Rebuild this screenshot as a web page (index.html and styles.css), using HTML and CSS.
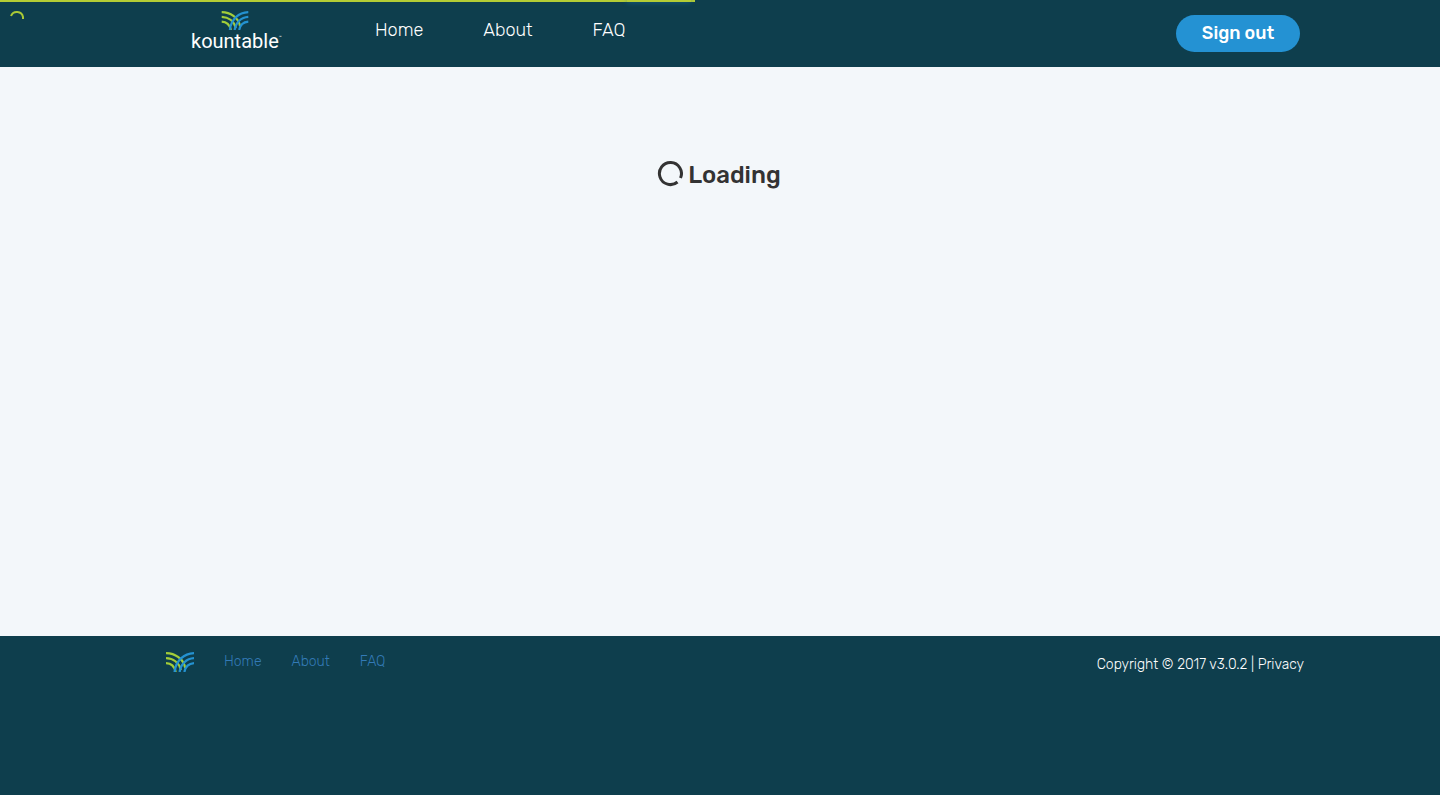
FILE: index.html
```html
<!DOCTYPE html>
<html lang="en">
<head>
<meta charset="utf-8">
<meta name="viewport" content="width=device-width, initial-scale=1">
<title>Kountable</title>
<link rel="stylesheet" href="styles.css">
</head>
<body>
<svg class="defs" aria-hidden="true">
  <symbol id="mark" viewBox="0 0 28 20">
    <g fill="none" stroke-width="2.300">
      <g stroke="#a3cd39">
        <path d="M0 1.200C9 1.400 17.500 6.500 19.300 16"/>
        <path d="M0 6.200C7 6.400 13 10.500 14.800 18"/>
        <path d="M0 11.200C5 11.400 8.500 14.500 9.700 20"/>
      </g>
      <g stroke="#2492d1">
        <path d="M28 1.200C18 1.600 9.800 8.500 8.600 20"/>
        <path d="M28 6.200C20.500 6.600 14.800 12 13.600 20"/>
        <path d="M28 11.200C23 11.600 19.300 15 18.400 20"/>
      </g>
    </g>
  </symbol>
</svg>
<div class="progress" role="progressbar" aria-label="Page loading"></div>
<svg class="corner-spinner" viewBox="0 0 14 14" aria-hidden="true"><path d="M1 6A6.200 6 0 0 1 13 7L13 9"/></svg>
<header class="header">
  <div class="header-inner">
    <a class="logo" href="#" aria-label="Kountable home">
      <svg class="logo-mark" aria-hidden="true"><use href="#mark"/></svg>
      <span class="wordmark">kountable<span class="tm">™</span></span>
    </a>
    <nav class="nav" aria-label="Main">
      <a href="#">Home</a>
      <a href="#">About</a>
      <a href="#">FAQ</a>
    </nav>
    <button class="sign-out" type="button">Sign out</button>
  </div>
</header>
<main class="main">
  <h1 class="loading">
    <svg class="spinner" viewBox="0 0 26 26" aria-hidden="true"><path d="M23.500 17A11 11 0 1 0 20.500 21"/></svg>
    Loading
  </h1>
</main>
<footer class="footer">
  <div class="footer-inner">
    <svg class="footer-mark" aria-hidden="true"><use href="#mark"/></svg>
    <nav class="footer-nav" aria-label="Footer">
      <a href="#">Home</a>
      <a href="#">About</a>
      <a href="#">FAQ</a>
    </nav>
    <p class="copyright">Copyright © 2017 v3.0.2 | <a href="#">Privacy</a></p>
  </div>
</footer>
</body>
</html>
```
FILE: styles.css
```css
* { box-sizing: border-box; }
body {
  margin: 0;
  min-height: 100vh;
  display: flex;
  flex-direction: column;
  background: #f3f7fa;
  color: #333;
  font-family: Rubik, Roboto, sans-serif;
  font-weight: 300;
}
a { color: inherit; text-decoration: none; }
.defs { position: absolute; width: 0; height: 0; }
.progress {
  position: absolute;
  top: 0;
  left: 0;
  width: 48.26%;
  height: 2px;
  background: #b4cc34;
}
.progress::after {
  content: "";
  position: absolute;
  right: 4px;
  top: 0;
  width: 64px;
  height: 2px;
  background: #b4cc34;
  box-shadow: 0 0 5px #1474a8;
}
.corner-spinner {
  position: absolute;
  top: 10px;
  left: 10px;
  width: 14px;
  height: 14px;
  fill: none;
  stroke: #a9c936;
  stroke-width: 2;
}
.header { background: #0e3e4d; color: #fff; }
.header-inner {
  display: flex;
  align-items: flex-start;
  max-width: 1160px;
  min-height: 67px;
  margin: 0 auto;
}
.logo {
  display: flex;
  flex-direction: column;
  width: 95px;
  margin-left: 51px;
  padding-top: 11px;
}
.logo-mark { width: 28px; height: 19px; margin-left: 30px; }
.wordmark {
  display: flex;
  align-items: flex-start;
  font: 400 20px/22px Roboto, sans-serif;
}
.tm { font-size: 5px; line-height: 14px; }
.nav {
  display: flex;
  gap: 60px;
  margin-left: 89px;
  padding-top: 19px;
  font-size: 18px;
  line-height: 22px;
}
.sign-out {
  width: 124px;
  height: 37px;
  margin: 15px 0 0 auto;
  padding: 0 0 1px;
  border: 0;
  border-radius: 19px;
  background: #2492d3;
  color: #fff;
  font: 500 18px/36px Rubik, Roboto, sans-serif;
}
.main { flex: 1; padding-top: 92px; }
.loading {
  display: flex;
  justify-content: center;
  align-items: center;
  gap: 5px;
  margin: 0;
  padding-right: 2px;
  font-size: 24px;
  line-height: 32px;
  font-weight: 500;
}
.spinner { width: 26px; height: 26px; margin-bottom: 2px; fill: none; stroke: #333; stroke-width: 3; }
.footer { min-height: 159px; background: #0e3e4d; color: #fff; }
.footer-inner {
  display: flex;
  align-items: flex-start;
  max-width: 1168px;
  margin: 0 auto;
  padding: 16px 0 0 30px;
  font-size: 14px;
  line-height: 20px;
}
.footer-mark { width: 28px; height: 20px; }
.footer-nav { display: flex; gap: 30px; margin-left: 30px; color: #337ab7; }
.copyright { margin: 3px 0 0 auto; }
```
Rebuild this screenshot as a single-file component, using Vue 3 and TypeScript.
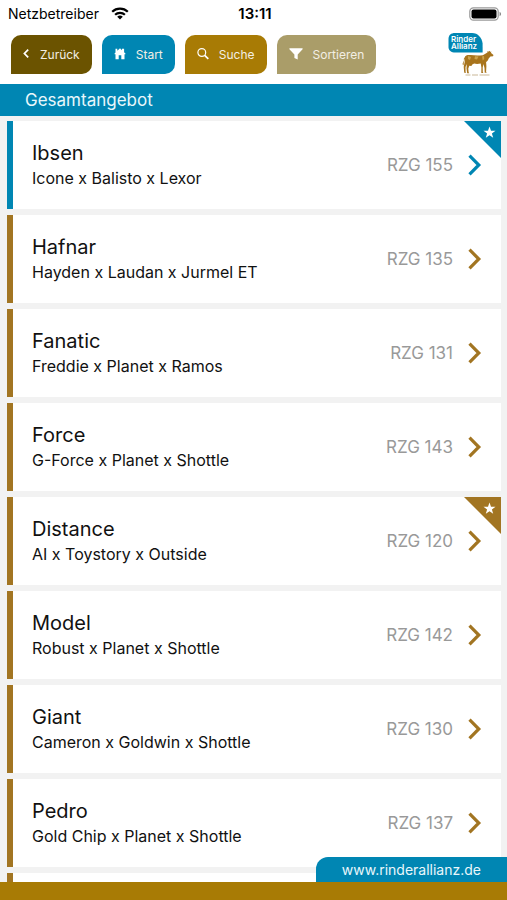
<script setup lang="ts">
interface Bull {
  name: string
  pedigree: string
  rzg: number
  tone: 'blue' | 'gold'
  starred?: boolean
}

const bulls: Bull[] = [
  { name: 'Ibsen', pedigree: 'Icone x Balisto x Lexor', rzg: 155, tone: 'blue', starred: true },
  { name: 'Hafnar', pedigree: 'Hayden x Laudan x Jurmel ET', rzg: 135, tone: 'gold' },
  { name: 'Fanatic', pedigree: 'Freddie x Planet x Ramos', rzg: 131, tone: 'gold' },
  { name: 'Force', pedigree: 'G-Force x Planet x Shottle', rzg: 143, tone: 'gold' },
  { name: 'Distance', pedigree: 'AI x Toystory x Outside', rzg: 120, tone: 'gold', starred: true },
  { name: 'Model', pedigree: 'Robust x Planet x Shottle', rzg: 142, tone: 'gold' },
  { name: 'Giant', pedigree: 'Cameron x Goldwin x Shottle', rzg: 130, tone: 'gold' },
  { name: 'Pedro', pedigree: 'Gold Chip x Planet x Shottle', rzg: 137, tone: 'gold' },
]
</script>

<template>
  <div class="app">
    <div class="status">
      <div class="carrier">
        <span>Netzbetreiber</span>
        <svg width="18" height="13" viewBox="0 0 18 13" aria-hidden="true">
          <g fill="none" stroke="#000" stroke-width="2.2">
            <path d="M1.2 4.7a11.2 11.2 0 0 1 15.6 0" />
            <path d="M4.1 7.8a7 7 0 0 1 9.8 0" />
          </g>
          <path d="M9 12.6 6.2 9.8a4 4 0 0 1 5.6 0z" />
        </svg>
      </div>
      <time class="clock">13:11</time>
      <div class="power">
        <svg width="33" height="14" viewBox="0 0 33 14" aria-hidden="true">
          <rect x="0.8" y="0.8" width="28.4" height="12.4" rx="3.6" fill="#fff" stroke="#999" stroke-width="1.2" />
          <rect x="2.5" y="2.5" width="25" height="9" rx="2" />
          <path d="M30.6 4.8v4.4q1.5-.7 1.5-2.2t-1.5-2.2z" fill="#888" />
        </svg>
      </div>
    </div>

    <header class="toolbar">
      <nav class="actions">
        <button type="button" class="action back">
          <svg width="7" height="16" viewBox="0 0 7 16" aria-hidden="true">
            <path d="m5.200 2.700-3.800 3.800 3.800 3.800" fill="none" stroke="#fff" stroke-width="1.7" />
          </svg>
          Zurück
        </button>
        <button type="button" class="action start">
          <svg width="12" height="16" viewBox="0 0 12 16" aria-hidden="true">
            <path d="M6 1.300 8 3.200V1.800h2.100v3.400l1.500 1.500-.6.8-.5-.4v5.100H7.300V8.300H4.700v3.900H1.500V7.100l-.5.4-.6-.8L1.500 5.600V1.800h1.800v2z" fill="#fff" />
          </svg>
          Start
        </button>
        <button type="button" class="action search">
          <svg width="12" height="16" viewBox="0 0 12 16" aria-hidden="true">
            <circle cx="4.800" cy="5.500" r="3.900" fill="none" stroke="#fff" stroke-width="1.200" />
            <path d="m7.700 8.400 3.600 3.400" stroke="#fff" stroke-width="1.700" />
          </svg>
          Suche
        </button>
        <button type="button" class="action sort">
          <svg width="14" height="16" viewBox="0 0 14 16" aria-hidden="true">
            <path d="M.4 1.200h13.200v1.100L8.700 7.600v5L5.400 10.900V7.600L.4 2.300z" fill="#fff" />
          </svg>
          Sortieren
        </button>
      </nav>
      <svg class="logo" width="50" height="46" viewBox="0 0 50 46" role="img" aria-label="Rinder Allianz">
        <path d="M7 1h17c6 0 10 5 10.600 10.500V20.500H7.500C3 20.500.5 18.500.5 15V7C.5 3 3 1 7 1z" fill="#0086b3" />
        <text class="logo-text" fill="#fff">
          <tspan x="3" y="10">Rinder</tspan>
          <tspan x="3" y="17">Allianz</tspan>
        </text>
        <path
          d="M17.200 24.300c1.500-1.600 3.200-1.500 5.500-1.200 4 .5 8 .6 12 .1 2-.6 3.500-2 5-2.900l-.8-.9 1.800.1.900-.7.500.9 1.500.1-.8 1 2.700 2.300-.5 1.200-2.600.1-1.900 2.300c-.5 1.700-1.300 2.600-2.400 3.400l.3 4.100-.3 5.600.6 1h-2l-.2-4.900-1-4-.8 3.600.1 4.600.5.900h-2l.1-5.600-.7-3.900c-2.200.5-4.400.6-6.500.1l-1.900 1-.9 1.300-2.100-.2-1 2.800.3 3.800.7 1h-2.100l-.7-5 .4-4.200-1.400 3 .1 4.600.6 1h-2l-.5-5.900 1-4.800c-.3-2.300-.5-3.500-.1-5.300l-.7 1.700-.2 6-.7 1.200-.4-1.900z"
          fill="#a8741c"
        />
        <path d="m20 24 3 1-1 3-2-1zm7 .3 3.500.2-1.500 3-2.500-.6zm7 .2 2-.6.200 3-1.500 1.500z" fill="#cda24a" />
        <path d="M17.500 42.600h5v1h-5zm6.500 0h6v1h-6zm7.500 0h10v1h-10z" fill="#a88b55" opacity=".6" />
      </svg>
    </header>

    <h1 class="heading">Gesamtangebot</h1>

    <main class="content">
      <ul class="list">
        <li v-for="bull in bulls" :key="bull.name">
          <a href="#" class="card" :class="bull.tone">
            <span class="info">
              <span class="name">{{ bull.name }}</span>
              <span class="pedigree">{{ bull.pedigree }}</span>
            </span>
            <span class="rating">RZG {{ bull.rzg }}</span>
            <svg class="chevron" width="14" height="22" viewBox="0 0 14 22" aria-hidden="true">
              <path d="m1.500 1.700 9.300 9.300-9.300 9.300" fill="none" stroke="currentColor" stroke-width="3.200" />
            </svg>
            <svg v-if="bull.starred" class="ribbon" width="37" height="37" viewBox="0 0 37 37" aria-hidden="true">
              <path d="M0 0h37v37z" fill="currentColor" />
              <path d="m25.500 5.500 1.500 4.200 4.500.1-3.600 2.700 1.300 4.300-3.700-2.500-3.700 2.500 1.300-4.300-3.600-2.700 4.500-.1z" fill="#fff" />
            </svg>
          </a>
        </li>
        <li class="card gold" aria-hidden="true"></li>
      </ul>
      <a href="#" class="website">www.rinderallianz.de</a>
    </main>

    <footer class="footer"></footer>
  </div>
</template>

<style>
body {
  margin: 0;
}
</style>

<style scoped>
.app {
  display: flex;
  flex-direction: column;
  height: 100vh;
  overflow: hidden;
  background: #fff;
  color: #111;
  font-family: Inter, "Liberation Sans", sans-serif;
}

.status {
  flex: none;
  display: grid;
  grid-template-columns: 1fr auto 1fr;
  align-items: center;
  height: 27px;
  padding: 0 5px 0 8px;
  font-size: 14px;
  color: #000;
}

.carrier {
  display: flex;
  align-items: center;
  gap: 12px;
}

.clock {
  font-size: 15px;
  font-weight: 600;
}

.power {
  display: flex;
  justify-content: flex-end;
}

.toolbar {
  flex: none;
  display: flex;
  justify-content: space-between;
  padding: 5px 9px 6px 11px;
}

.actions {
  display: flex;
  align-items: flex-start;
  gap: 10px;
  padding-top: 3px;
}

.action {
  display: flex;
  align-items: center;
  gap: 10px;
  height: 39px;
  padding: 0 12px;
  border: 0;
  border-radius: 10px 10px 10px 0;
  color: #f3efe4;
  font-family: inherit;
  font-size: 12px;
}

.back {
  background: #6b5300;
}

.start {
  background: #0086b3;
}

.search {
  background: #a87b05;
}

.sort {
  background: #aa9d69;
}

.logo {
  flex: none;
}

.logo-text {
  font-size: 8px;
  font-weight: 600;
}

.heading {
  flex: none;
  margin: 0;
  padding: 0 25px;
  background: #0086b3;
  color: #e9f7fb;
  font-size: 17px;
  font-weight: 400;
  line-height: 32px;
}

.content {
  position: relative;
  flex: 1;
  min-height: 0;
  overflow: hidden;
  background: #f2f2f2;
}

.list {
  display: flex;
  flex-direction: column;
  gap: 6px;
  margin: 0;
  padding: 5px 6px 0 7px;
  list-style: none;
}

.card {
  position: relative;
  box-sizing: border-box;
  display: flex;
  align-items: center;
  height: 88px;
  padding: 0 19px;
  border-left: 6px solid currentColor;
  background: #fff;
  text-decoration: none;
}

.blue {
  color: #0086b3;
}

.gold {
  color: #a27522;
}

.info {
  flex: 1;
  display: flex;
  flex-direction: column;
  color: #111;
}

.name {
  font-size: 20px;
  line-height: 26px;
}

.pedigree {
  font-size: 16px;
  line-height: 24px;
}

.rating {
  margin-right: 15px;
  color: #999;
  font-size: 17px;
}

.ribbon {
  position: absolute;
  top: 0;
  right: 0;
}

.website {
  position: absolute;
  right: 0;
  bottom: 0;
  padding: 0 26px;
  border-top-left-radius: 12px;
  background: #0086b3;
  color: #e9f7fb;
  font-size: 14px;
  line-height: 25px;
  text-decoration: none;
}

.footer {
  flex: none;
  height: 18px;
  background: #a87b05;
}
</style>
_ _ _ _
WHAT IS NEEDED: From the listing above, copy every line that holds the string "this".

WRITTEN ANSWER:
Rebuild this screenshot as a web page (index.html and styles.css), using HTML and CSS.
Rebuild this screenshot as a single-file component, using Vue 3 and TypeScript.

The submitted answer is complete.